WHAT THE EXERCISE ASKS:
Copy each line below that contains "html".

SOURCE EXCERPT:

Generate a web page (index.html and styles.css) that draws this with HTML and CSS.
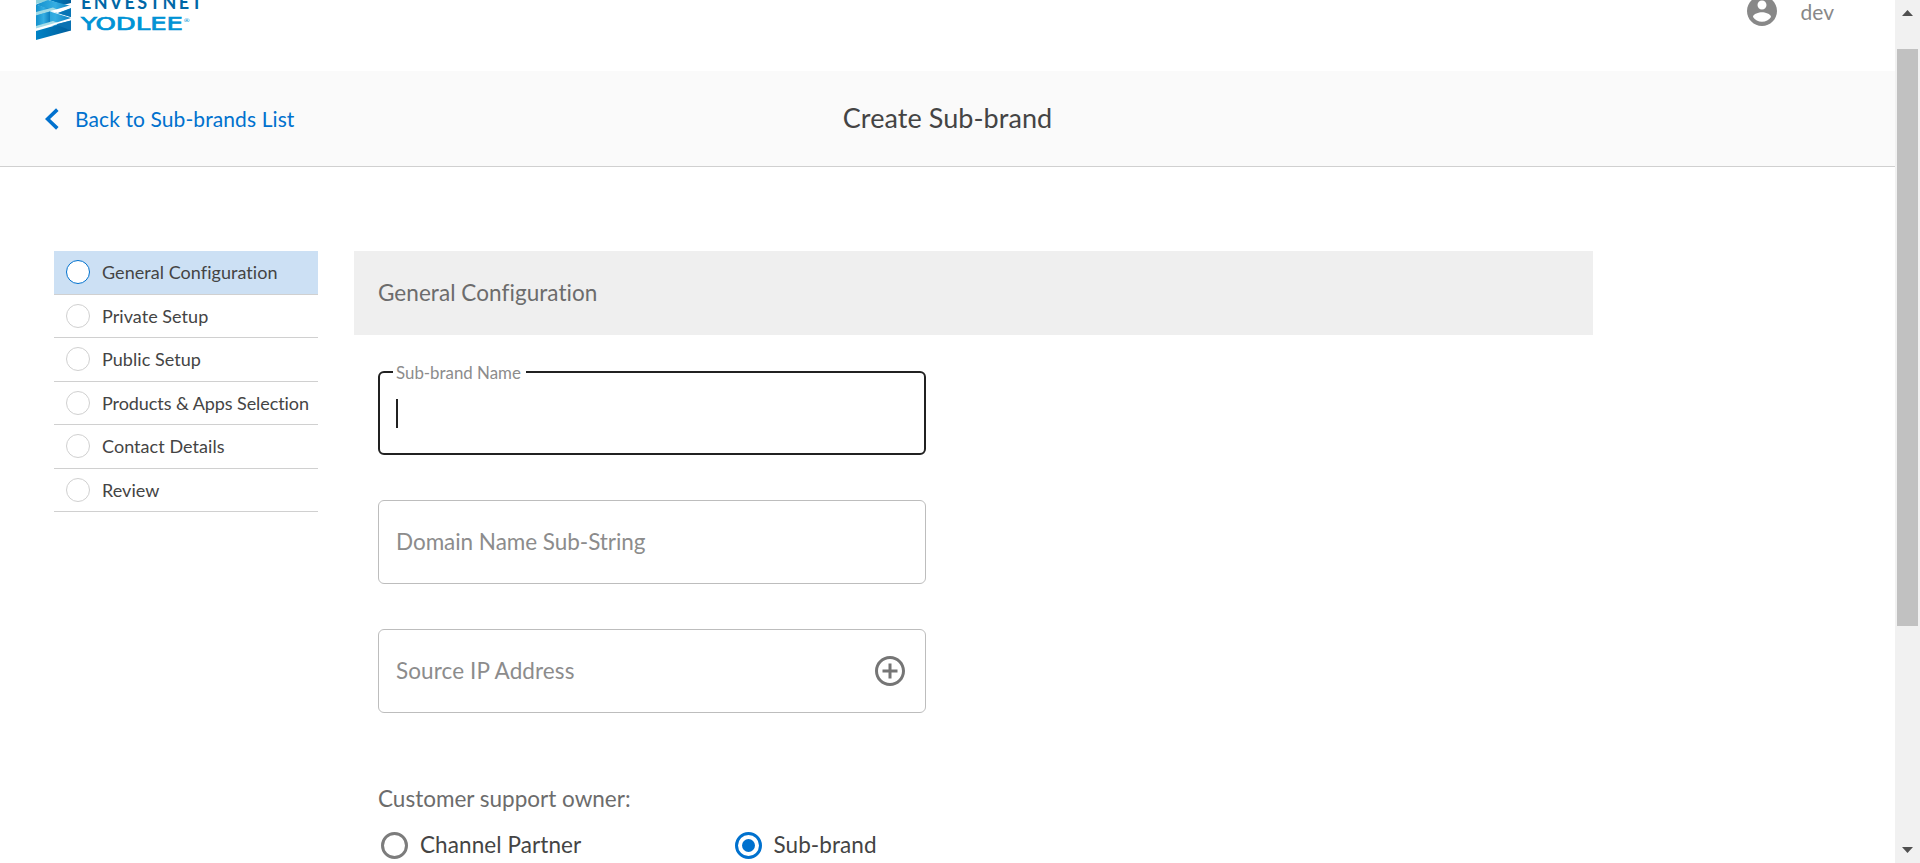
FILE: index.html
```
<!DOCTYPE html>
<html lang="en">
<head>
<meta charset="utf-8">
<title>Create Sub-brand</title>
<link rel="stylesheet" href="styles.css">
</head>
<body>
<div class="page">
  <header class="topbar">
    <div class="brand">
      <svg class="brand-mark" width="35" height="40" viewBox="0 0 35 40">
        <defs>
          <linearGradient id="deep"><stop offset="0" stop-color="#0083c6"/><stop offset="1" stop-color="#005d9b"/></linearGradient>
          <linearGradient id="sky"><stop offset="0" stop-color="#1290cd"/><stop offset=".55" stop-color="#35aee2"/><stop offset="1" stop-color="#0a7dbd"/></linearGradient>
        </defs>
        <path fill="#8fd2dc" d="M0 0H14L0 4Z"/>
        <path fill="url(#deep)" d="M13 0H35V3L27 5Z"/>
        <path fill="url(#sky)" d="M0 4.500L12 0L35 6V17L21 13Z"/>
        <path fill="url(#sky)" d="M0 4.500L14 9L0 13Z"/>
        <path fill="#9fd9e4" d="M0 12L17 7.500L22 10L0 15.500Z"/>
        <path fill="#fff" d="M14 11L20 9.500L35 5V8L22 13Z"/>
        <path fill="#0875b5" d="M22 13L35 8.500V17Z"/>
        <path fill="url(#sky)" d="M0 15.500L14 11.500L35 18V30.500L0 21Z"/>
        <path fill="url(#sky)" d="M0 15.500L14 11.500V23L0 26.500Z"/>
        <path fill="#a5dce8" d="M0 26L17 21L22 23L0 29Z"/>
        <path fill="#fff" d="M0 28.500L19 23L35 18V20.500L22 24L0 30.500Z"/>
        <path fill="#0a72b2" d="M21 24L35 20.500V30.500L22 27Z"/>
        <path fill="url(#deep)" d="M0 31L21 25L35 30.500L0 40Z"/>
      </svg>
      <div class="brand-text">
        <span class="brand-top">ENVESTNET</span>
        <span class="brand-bottom">YODLEE<sup class="brand-reg">®</sup></span>
      </div>
    </div>
    <div class="user">
      <svg class="avatar" width="36" height="36" viewBox="0 0 24 24"><path fill="#888" d="M12 2C6.480 2 2 6.480 2 12s4.480 10 10 10 10-4.480 10-10S17.520 2 12 2zm0 3c1.660 0 3 1.340 3 3s-1.340 3-3 3-3-1.340-3-3 1.340-3 3-3zm0 14.200c-2.500 0-4.710-1.280-6-3.220.030-1.990 4-3.080 6-3.080 1.990 0 5.970 1.090 6 3.080-1.290 1.940-3.500 3.220-6 3.220z"/></svg>
      <span class="user-name">dev</span>
    </div>
  </header>
  <div class="titlebar">
    <a class="back">
      <svg width="14" height="22" viewBox="0 0 14 22"><path d="M12.300 1.600L2.500 11L12.300 20.400" fill="none" stroke="#0071ce" stroke-width="3.600"/></svg>
      <span class="back-label">Back to Sub-brands List</span>
    </a>
    <h1 class="title">Create Sub-brand</h1>
  </div>
  <div class="content">
    <nav class="steps">
      <div class="step active"><i class="dot"></i><span>General Configuration</span></div>
      <div class="step"><i class="dot"></i><span>Private Setup</span></div>
      <div class="step"><i class="dot"></i><span>Public Setup</span></div>
      <div class="step long"><i class="dot"></i><span>Products &amp; Apps Selection</span></div>
      <div class="step"><i class="dot"></i><span>Contact Details</span></div>
      <div class="step"><i class="dot"></i><span>Review</span></div>
    </nav>
    <main class="panel">
      <h2 class="panel-title"><span>General Configuration</span></h2>
      <div class="form">
        <div class="field focused">
          <span class="float-label">Sub-brand Name</span>
          <i class="caret"></i>
        </div>
        <div class="field"><span class="placeholder domain">Domain Name Sub-String</span></div>
        <div class="field"><span class="placeholder source">Source IP Address</span>
          <svg class="add" width="36" height="36" viewBox="0 0 24 24"><path fill="#757575" d="M13 7h-2v4H7v2h4v4h2v-4h4v-2h-4V7zm-1-5C6.480 2 2 6.480 2 12s4.480 10 10 10 10-4.480 10-10S17.520 2 12 2zm0 18c-4.410 0-8-3.590-8-8s3.590-8 8-8 8 3.590 8 8-3.590 8-8 8z"/></svg>
        </div>
        <div class="owner"><span>Customer support owner:</span></div>
        <div class="radios">
          <label class="radio"><i class="ring"></i><span>Channel Partner</span></label>
          <label class="radio"><i class="ring on"></i><span>Sub-brand</span></label>
        </div>
      </div>
    </main>
  </div>
</div>
<div class="scrollbar">
  <svg width="11" height="6" viewBox="0 0 11 6"><path d="M0 6L5.500 0L11 6Z" fill="#505050"/></svg>
  <div class="track"><div class="thumb"></div></div>
  <svg width="11" height="6" viewBox="0 0 11 6"><path d="M0 0H11L5.500 6Z" fill="#505050"/></svg>
</div>
</body>
</html>
```
FILE: styles.css
```
* { box-sizing: border-box; }
body {
  margin: 0;
  height: 863px;
  overflow: hidden;
  display: flex;
  background: #fff;
  color: #444;
  font-family: Lato, sans-serif;
  font-variant-ligatures: none;
}
.page { width: 1895px; height: 863px; overflow: hidden; }
.topbar {
  height: 71px;
  display: flex;
  justify-content: space-between;
  align-items: flex-start;
  padding: 0 60px 0 36px;
}
.brand { display: flex; gap: 10px; }
.brand-mark { display: block; }
.brand-text { display: flex; flex-direction: column; margin-top: -8px; }
.brand-top {
  height: 20px;
  line-height: 20px;
  font-size: 18px;
  font-weight: 700;
  letter-spacing: 2.3px;
  color: #0067a6;
}
.brand-bottom {
  width: 80px;
  white-space: nowrap;
  font: 400 17.500px/24px "DejaVu Sans", sans-serif;
  -webkit-text-stroke: 0.7px #0093d5;
  color: #0093d5;
  transform: scaleX(1.48);
  transform-origin: 0 0;
}
.brand-reg { font-size: 5px; line-height: 1; vertical-align: 8px; -webkit-text-stroke: 0; }
.user { display: flex; align-items: center; height: 36px; margin-top: -7px; gap: 21px; margin-right: 1px; }
.user-name { font-size: 21px; line-height: 26px; padding-top: 1px; color: #888; }
.titlebar {
  height: 96px;
  background: #fafafa;
  border-bottom: 1px solid #d0d0d0;
  display: grid;
  grid-template-columns: 1fr auto 1fr;
  align-items: center;
  padding: 0 45px;
}
.back { display: flex; align-items: center; gap: 16px; color: #0071ce; font-size: 21px; letter-spacing: 0.1px; }
.title { margin: -2px 0 0; font-size: 27px; font-weight: 400; line-height: 32px; letter-spacing: 0.06px; }
.content { display: flex; gap: 36px; padding: 84px 0 0 54px; }
.steps { width: 264px; }
.step {
  height: 43.5px;
  border-bottom: 1px solid #d0d0d0;
  display: flex;
  align-items: center;
  gap: 12px;
  padding-left: 12px;
  font-size: 18px;
  line-height: 24px;
  letter-spacing: 0.05px;
  white-space: nowrap;
}
.step.long { letter-spacing: -0.07px; }
.step.active { background: #cce0f4; }
.dot { width: 24px; height: 24px; border: 1px solid #d0d0d0; border-radius: 50%; background: #fff; }
.active .dot { border-color: #0071ce; }
.panel { width: 1239px; }
.panel-title {
  margin: 0;
  height: 84px;
  padding: 0 0 2px 24px;
  display: flex;
  align-items: center;
  background: #efefef;
  color: #6c6c6c;
  font-size: 22.5px;
  font-weight: 400;
  letter-spacing: 0.06px;
}
.form { width: 572px; padding: 36px 0 0 24px; }
.field {
  height: 84px;
  margin-bottom: 45px;
  padding: 0 17px;
  border: 1px solid #bdbdbd;
  border-radius: 6px;
  display: flex;
  align-items: center;
  justify-content: space-between;
  color: #8c8c8c;
  font-size: 22.5px;
}
.placeholder { padding-bottom: 2px; }
.domain { letter-spacing: -0.04px; }
.source { letter-spacing: 0.1px; }
.focused { position: relative; border: 2px solid #212121; padding-left: 16px; }
.float-label {
  position: absolute;
  left: 13px;
  top: -12px;
  width: 133px;
  padding-left: 3px;
  background: #fff;
  font-size: 16.875px;
  line-height: 24px;
  white-space: nowrap;
}
.caret { width: 2px; height: 29px; background: #212121; }
.owner { height: 30px; line-height: 30px; margin-top: 71px; font-size: 22.5px; color: #6c6c6c; }
.radios { display: flex; margin-top: 16px; }
.radio { width: 353.500px; flex: none; display: flex; align-items: center; gap: 12px; padding-left: 3px; font-size: 22.5px; line-height: 30px; letter-spacing: 0.08px; }
.radio span { padding-bottom: 1px; }
.ring { width: 27px; height: 27px; border: 3px solid #7c7c7c; border-radius: 50%; display: flex; align-items: center; justify-content: center; }
.ring.on { border-color: #0071ce; }
.ring.on::after { content: ""; width: 13px; height: 13px; border-radius: 50%; background: #0071ce; }
.scrollbar {
  width: 25px;
  height: 863px;
  background: #f1f1f1;
  display: flex;
  flex-direction: column;
  align-items: center;
  padding: 10px 0;
}
.track { flex: 1; padding-top: 33px; }
.thumb { width: 21px; height: 577px; background: #c1c1c1; }
```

WRITTEN RESPONSE:
Generate a web page (index.html and styles.css) that draws this with HTML and CSS.
FILE: index.html
<!DOCTYPE html>
<html lang="en">
</html>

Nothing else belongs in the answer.